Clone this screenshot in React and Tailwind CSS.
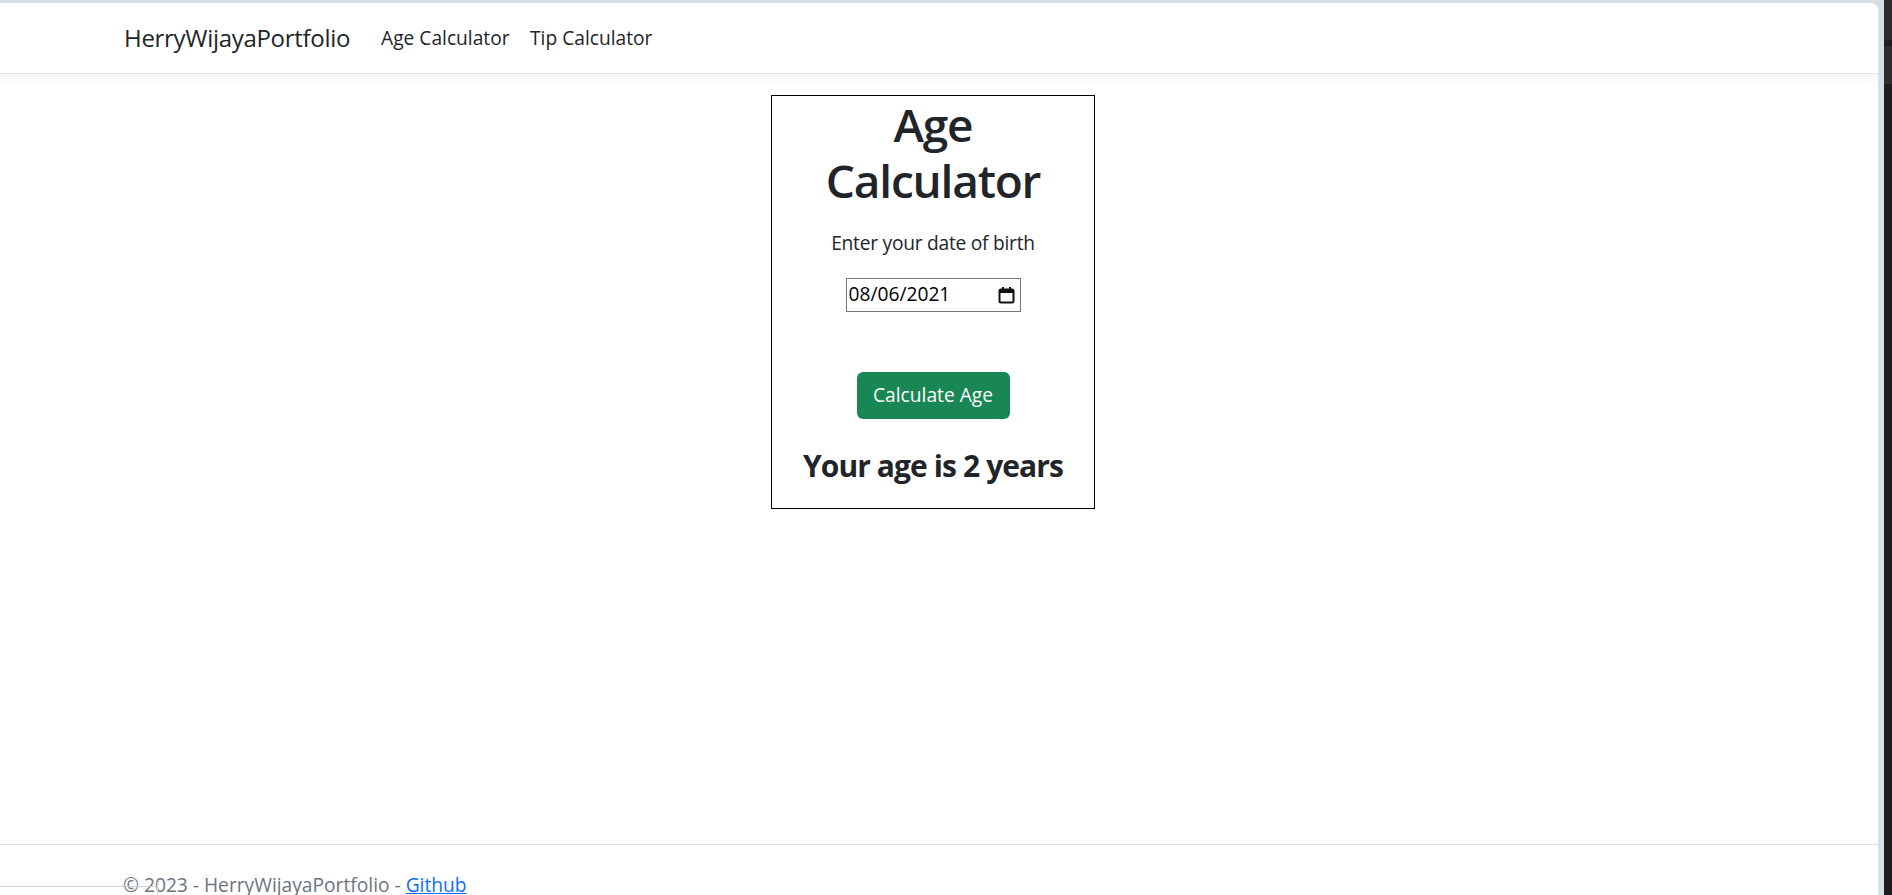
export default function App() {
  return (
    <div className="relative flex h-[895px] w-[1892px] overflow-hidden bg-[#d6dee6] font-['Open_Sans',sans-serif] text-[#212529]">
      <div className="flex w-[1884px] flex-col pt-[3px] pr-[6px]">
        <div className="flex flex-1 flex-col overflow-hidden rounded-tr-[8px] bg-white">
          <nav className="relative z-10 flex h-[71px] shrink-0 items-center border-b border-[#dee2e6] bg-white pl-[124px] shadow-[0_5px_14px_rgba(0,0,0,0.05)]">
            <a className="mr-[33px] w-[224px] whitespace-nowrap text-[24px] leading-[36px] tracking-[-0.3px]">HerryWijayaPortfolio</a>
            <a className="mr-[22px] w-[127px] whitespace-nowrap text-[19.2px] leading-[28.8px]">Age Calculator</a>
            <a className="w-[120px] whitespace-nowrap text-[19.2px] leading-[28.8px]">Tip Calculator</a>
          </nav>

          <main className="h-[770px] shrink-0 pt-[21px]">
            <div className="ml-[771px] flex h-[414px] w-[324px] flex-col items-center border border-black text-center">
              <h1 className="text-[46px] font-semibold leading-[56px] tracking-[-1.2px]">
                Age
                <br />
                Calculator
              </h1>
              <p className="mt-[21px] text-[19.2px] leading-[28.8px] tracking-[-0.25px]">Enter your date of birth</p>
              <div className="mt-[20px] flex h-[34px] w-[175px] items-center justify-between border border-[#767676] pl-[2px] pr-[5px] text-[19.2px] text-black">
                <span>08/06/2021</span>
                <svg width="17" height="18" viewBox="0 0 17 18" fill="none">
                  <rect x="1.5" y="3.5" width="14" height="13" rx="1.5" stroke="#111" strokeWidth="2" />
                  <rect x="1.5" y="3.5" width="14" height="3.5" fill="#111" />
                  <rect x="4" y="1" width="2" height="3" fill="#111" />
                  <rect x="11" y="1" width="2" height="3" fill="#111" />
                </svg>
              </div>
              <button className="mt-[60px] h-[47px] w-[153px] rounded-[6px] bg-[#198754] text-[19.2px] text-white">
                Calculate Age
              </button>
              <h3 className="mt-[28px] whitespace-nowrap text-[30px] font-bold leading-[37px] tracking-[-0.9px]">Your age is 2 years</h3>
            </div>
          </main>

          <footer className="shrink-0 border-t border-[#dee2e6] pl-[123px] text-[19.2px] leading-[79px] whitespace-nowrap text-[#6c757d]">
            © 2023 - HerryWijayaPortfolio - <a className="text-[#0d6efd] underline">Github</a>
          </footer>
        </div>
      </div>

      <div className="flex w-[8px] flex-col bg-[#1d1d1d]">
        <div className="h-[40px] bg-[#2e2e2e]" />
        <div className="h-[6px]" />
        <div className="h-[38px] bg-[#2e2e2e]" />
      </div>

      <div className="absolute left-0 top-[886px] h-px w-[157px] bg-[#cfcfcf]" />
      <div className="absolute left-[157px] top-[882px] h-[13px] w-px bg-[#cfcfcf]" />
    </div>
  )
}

■ BRIEF ■
Take the listing above and restate it word for word, without its pictures.

■ ANSWER TO THIS PROBLEM ■
Clone this screenshot in React and Tailwind CSS.
export default function App() {
  return (
    <div className="relative flex h-[895px] w-[1892px] overflow-hidden bg-[#d6dee6] font-['Open_Sans',sans-serif] text-[#212529]">
      <div className="flex w-[1884px] flex-col pt-[3px] pr-[6px]">
        <div className="flex flex-1 flex-col overflow-hidden rounded-tr-[8px] bg-white">
          <nav className="relative z-10 flex h-[71px] shrink-0 items-center border-b border-[#dee2e6] bg-white pl-[124px] shadow-[0_5px_14px_rgba(0,0,0,0.05)]">
            <a className="mr-[33px] w-[224px] whitespace-nowrap text-[24px] leading-[36px] tracking-[-0.3px]">HerryWijayaPortfolio</a>
            <a className="mr-[22px] w-[127px] whitespace-nowrap text-[19.2px] leading-[28.8px]">Age Calculator</a>
            <a className="w-[120px] whitespace-nowrap text-[19.2px] leading-[28.8px]">Tip Calculator</a>
          </nav>

          <main className="h-[770px] shrink-0 pt-[21px]">
            <div className="ml-[771px] flex h-[414px] w-[324px] flex-col items-center border border-black text-center">
              <h1 className="text-[46px] font-semibold leading-[56px] tracking-[-1.2px]">
                Age
                <br />
                Calculator
              </h1>
              <p className="mt-[21px] text-[19.2px] leading-[28.8px] tracking-[-0.25px]">Enter your date of birth</p>
              <div className="mt-[20px] flex h-[34px] w-[175px] items-center justify-between border border-[#767676] pl-[2px] pr-[5px] text-[19.2px] text-black">
                <span>08/06/2021</span>
                <svg width="17" height="18" viewBox="0 0 17 18" fill="none">
                  <rect x="1.5" y="3.5" width="14" height="13" rx="1.5" stroke="#111" strokeWidth="2" />
                  <rect x="1.5" y="3.5" width="14" height="3.5" fill="#111" />
                  <rect x="4" y="1" width="2" height="3" fill="#111" />
                  <rect x="11" y="1" width="2" height="3" fill="#111" />
                </svg>
              </div>
              <button className="mt-[60px] h-[47px] w-[153px] rounded-[6px] bg-[#198754] text-[19.2px] text-white">
                Calculate Age
              </button>
              <h3 className="mt-[28px] whitespace-nowrap text-[30px] font-bold leading-[37px] tracking-[-0.9px]">Your age is 2 years</h3>
            </div>
          </main>

          <footer className="shrink-0 border-t border-[#dee2e6] pl-[123px] text-[19.2px] leading-[79px] whitespace-nowrap text-[#6c757d]">
            © 2023 - HerryWijayaPortfolio - <a className="text-[#0d6efd] underline">Github</a>
          </footer>
        </div>
      </div>

      <div className="flex w-[8px] flex-col bg-[#1d1d1d]">
        <div className="h-[40px] bg-[#2e2e2e]" />
        <div className="h-[6px]" />
        <div className="h-[38px] bg-[#2e2e2e]" />
      </div>

      <div className="absolute left-0 top-[886px] h-px w-[157px] bg-[#cfcfcf]" />
      <div className="absolute left-[157px] top-[882px] h-[13px] w-px bg-[#cfcfcf]" />
    </div>
  )
}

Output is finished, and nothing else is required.